In tangible terms, this project has benefitted both the AMRC and Mitsubishi Materials. Firstly, it has driven Mitsubishi to extend the Coolstar range with larger diameters and corner radii to meet the industry standards. Additionally, it has given Mitsubishi an insight into the very latest strategies and this information can be used to support the development of future products. The benefit to the AMRC is that it has a better understanding of the characteristics of Mitsubishi’s high performance carbides and geometries which opens the way to new collaboration on industrial projects. It also helps Mitsubishi and the AMRC when they are called upon to give advice on best practice strategies to OEMs.
Adrian Barnacle states, "the benefit to OEM partners as a result of the project will be reduced cycle times, improved surface finishes and reduced tooling costs." All this rounds nicely back to Mr Allen's initial comment about the philosophy of the AMRC generating wealth for all parties involved.

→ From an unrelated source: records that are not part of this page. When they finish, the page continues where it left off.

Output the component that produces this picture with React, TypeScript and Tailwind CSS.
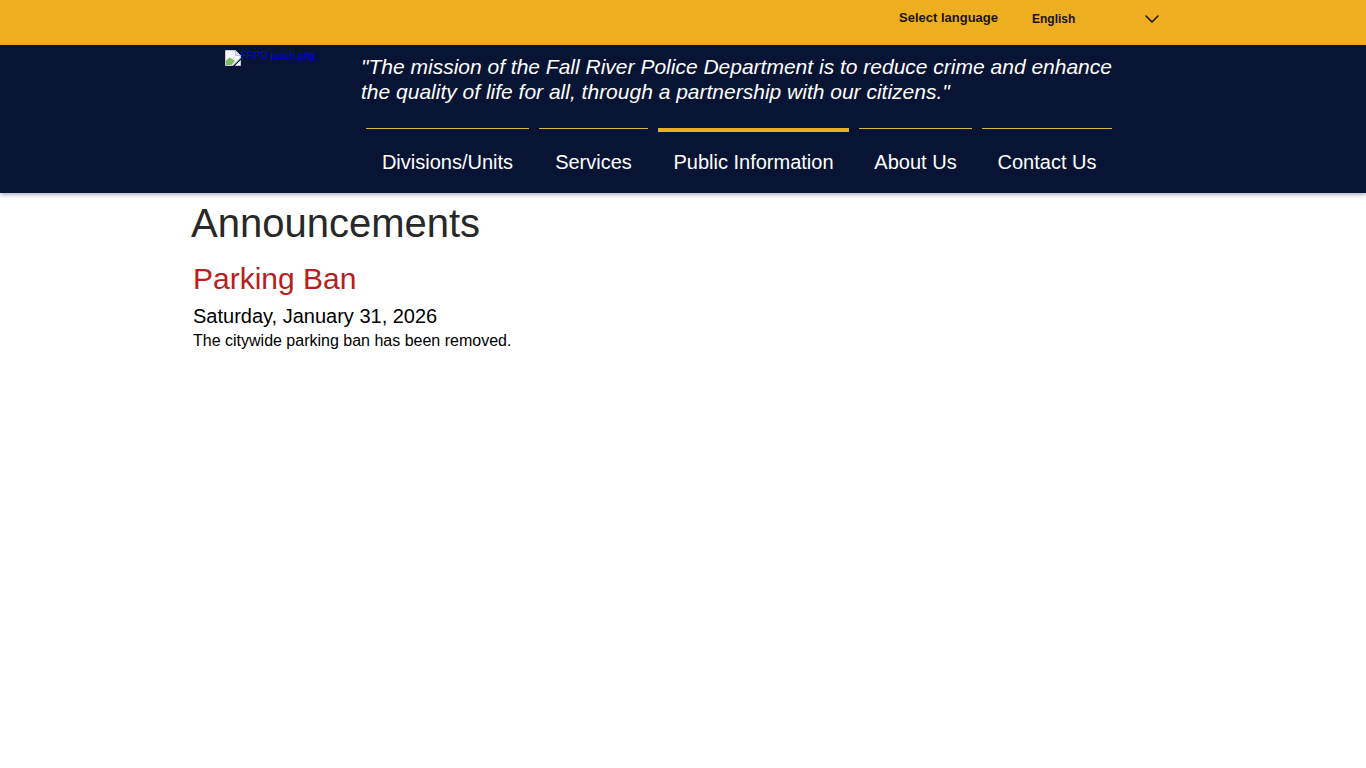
import React from 'react';
import { ChevronDown } from 'lucide-react';

const navItems = [
  { label: 'Divisions/Units', width: 'w-[163px]', active: false },
  { label: 'Services', width: 'w-[109px]', active: false },
  { label: 'Public Information', width: 'w-[191px]', active: true },
  { label: 'About Us', width: 'w-[113px]', active: false },
  { label: 'Contact Us', width: 'w-[130px]', active: false },
];

function BrokenImage() {
  return (
    <svg width="16" height="16" viewBox="0 0 16 16" className="shrink-0">
      <path d="M0.5 0.5H10.5L15.5 5.5V8L8 15.5H0.5Z" fill="#f4f6f8" stroke="#c3c9cf" />
      <path d="M10.5 0.5V5.5H15.5Z" fill="#dfe4e8" stroke="#b7bec5" />
      <path d="M1 14.5V10.5L4.5 7.5L8 9.5L10 11L6.5 15H1Z" fill="#7cb961" />
      <path d="M10.5 15.5L15.5 10.5V15.5Z" fill="#f4f6f8" stroke="#c3c9cf" />
    </svg>
  );
}

export default function App() {
  return (
    <div className="min-h-[768px] bg-white font-['Liberation_Sans',Arial,sans-serif]">
      <div className="h-[45px] bg-[#edae20] flex items-start pl-[899px]">
        <span className="w-[98px] mt-[9px] text-[13px] leading-[17px] font-bold text-[#1c1204] whitespace-nowrap">Select language</span>
        <span className="ml-[35px] mt-[12px] w-[108px] text-[12px] leading-[15px] font-bold text-[#1c1204]">English</span>
        <ChevronDown size={24} strokeWidth={1.5} className="mt-[7px] text-[#1c1204]" />
      </div>

      <header className="h-[148px] bg-[#081434] flex items-start pl-[225px] shadow-[0_2px_4px_rgba(8,20,52,0.3)]">
        <div className="w-[136px] mt-[5px] flex items-start">
          <BrokenImage />
          <span className="text-[10px] leading-[12px] text-[#0000ee]">FRPD patch.png</span>
        </div>
        <div className="w-[760px]">
          <p className="mt-[9px] text-[21px] leading-[25px] italic text-white">
            "The mission of the Fall River Police Department is to reduce crime and enhance
            <br />
            the quality of life for all, through a partnership with our citizens."
          </p>
          <nav className="mt-[24px] ml-[5px] flex gap-[10px]">
            {navItems.map((item) => (
              <a
                key={item.label}
                className={
                  item.width +
                  (item.active
                    ? ' h-[65px] text-center border-t-4 border-[#edae20] pt-[15px] text-[20px] leading-[30px] text-white'
                    : ' h-[65px] text-center border-t border-[#d9b44a] pt-[18px] text-[20px] leading-[30px] text-white')
                }
              >
                {item.label}
              </a>
            ))}
          </nav>
        </div>
      </header>

      <main className="pl-[191px]">
        <h1 className="mt-[7px] text-[40px] leading-[46px] text-[#282828]">Announcements</h1>
        <div className="pl-[2px]">
          <h2 className="mt-[16px] text-[30px] leading-[34px] text-[#b52020]">Parking Ban</h2>
          <p className="mt-[8px] text-[20px] leading-[24px] text-black">Saturday, January 31, 2026</p>
          <p className="mt-[3px] text-[16px] leading-[20px] text-black">The citywide parking ban has been removed.</p>
        </div>
      </main>
    </div>
  );
}
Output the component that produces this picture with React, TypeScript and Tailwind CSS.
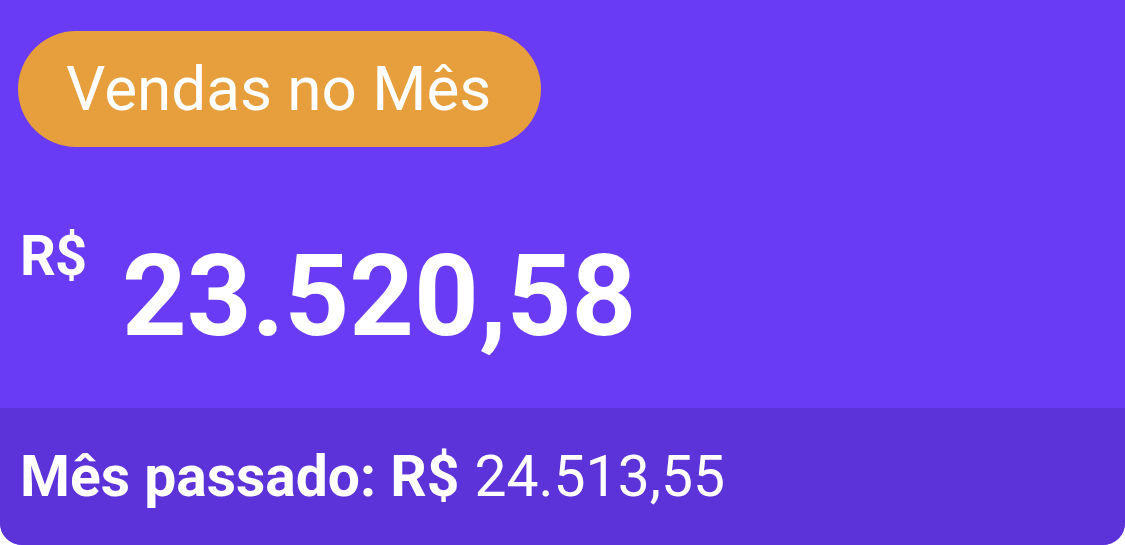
export default function App() {
  return (
    <div className="w-[1125px] h-[545px] bg-white" style={{ fontFamily: "Roboto, 'Noto Sans', sans-serif" }}>
      <div className="w-full h-full flex flex-col overflow-hidden rounded-b-[22px] bg-[#6a3bf5]">
        <div className="h-[408px] flex flex-col pl-[18px] pt-[31px]">
          <div className="self-start h-[116px] rounded-full bg-[#e69f3c] pl-[48px] pr-[50px] flex items-center text-white text-[62px] leading-none">
            Vendas no Mês
          </div>
          <div className="flex items-start mt-[70px] text-white font-bold">
            <span className="text-[56px] leading-none ml-[2px] mt-[11px] tracking-[-1px]">R$</span>
            <span className="text-[113px] leading-none ml-[36px] mt-[23px]">23.520,58</span>
          </div>
        </div>
        <div className="flex-1 bg-[#5c33d9] flex items-center pl-[20px] text-white text-[57px] leading-none">
          <span className="font-bold">Mês passado: R$</span>
          <span className="ml-[15px]">24.513,55</span>
        </div>
      </div>
    </div>
  );
}
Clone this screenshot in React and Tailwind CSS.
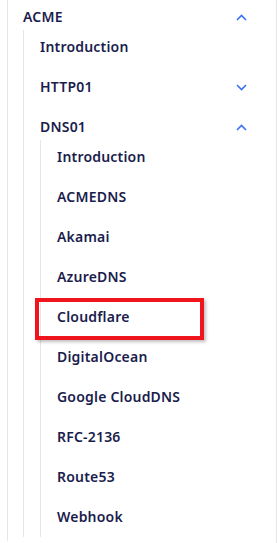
import React from 'react';

const dnsProviders = [
    'Introduction',
    'ACMEDNS',
    'Akamai',
    'AzureDNS',
    'Cloudflare',
    'DigitalOcean',
    'Google CloudDNS',
    'RFC-2136',
    'Route53',
    'Webhook',
];

function Chevron({ up }) {
    return (
        <span className="flex w-4 justify-center">
            <svg width="11" height="7" viewBox="0 0 11 7" fill="none">
                <path
                    d={up ? 'M1 6 L5.5 1.5 L10 6' : 'M1 1 L5.5 5.5 L10 1'}
                    stroke="#3a6ff7"
                    strokeWidth="1.6"
                />
            </svg>
        </span>
    );
}

function Row({ label, chevron, highlight }) {
    return (
        <div className="relative flex h-[40px] items-center justify-between">
            <span>{label}</span>
            {chevron && <Chevron up={chevron === 'up'} />}
            {/* red annotation box */}
            {highlight && (
                <div className="absolute -left-[22px] top-[1px] h-[42px] w-[169px] border-4 border-[#f0141c] shadow-[2px_2px_3px_rgba(0,0,0,0.25)]" />
            )}
        </div>
    );
}

function Children({ children }) {
    return (
        <div className="-mt-[7px] flex flex-col border-l border-[#e6e6e6] pl-4">
            <div className="-mt-[3px] flex flex-col">{children}</div>
        </div>
    );
}

export default function App() {
    return (
        <div
            className="h-[543px] w-[277px] overflow-hidden border-r border-[#e6e6e6] bg-white pl-[7px] text-[14px] font-semibold leading-5 tracking-[0.2px] text-[#1b1d4d]"
            style={{ fontFamily: '"Noto Sans", "Open Sans", sans-serif' }}
        >
            <div className="-mt-[3px] flex flex-col border-l border-[#e6e6e6] pb-[4px] pl-[15px] pr-[27px]">
                <Row label="ACME" chevron="up" />
                <Children>
                    <Row label="Introduction" />
                    <Row label="HTTP01" chevron="down" />
                    <Row label="DNS01" chevron="up" />
                    <Children>
                        {dnsProviders.map(name => (
                            <Row key={name} label={name} highlight={name === 'Cloudflare'} />
                        ))}
                    </Children>
                </Children>
            </div>
        </div>
    );
}
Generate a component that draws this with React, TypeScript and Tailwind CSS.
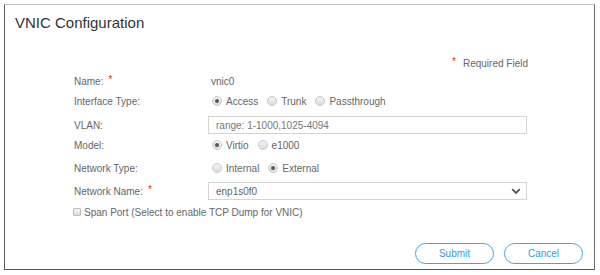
import React from "react";

const Radio = ({ checked, label }: { checked?: boolean; label: string }) => (
  <span className="flex items-center gap-[4px] mr-[9px]">
    <span className="w-[10px] h-[10px] rounded-full border border-[#c8c8c8] bg-gradient-to-b from-[#f4f4f4] to-[#dcdcdc] flex items-center justify-center">
      {checked && <span className="w-[4px] h-[4px] rounded-full bg-[#555]" />}
    </span>
    <span>{label}</span>
  </span>
);

const Row = ({
  label,
  required,
  className,
  children,
}: {
  label: string;
  required?: boolean;
  className?: string;
  children: React.ReactNode;
}) => (
  <div className={"flex items-center h-[20px] " + (className || "")}>
    <div className="w-[134px] shrink-0">
      {label}
      {required && <span className="text-[#e0312f] ml-[5px] relative -top-[2px]">*</span>}
    </div>
    <div className="flex items-center flex-1">{children}</div>
  </div>
);

export default function App() {
  return (
    <div
      className="w-[600px] h-[275px] bg-white pt-[4px] pl-[4px]"
      style={{ fontFamily: '"Liberation Sans", Arial, sans-serif' }}
    >
      <div className="w-[591px] h-[266px] border border-t-[#c4c4c4] border-l-[#5a5a5a] border-r-[#6a6a6a] border-b-[#5a5a5a] text-[10px] text-[#666]">
        <div className="pl-[10px] pt-[9px] text-[15px] leading-[18px] text-[#333]">
          VNIC Configuration
        </div>
        <div className="flex justify-end pr-[66px] mt-[24px] h-[14px] items-center">
          <span className="text-[#e0312f] mr-[7px] relative -top-[2px]">*</span>
          Required Field
        </div>
        <div className="pl-[69px] pr-[67px]">
          <Row label="Name:" required className="mt-[1px]">
            <span className="ml-[3px]">vnic0</span>
          </Row>
          <Row label="Interface Type:">
            <span className="ml-[4px] flex items-center">
              <Radio checked label="Access" />
              <Radio label="Trunk" />
              <Radio label="Passthrough" />
            </span>
          </Row>
          <Row label="VLAN:" className="mt-[4px]">
            <div className="w-full h-[18px] border border-[#d4d4d4] flex items-center px-[7px] text-[#777]">
              range: 1-1000,1025-4094
            </div>
          </Row>
          <Row label="Model:">
            <span className="ml-[4px] flex items-center">
              <Radio checked label="Virtio" />
              <Radio label="e1000" />
            </span>
          </Row>
          <Row label="Network Type:" className="mt-[3px]">
            <span className="ml-[4px] flex items-center">
              <Radio label="Internal" />
              <Radio checked label="External" />
            </span>
          </Row>
          <Row label="Network Name:" required className="mt-[3px]">
            <div className="w-full h-[18px] border border-[#d4d4d4] flex items-center justify-between pl-[7px] pr-[5px]">
              <span>enp1s0f0</span>
              <svg width="10" height="7" viewBox="0 0 10 7">
                <path d="M1.2 1.2 L5 5 L8.8 1.2" fill="none" stroke="#555" strokeWidth="1.8" />
              </svg>
            </div>
          </Row>
          <div className="flex items-center h-[20px] mt-[1px] -ml-[1px]">
            <span className="w-[8px] h-[8px] rounded-[1px] border border-[#bdbdbd] bg-gradient-to-b from-[#f4f4f4] to-[#dcdcdc] mr-[3px]" />
            Span Port (Select to enable TCP Dump for VNIC)
          </div>
        </div>
        <div className="flex justify-end gap-[10px] pr-[11px] mt-[21px]">
          <button className="w-[79px] h-[21px] rounded-full border border-[#3aa9dc] text-[#2d9fd6] text-[10px]">
            Submit
          </button>
          <button className="w-[79px] h-[21px] rounded-full border border-[#3aa9dc] text-[#2d9fd6] text-[10px]">
            Cancel
          </button>
        </div>
      </div>
    </div>
  );
}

The next step is to look at additional AMRC projects, as Mr Adrian Barnacle concludes: "We have only scratched the surface with our potential at the AMRC. This project was with the aero structures division and we are now also turning our attention to the casing and engine division and the composite division. At present, we are very pleased with the Coolstar implementation, which is primarily for small pocket production in titanium. We are now looking at trialling our high feed indexable AJX line of face mill cutters for rough machining larger titanium pockets and also our iMX line of indexable end mills with a screw type head for finish machining of pockets."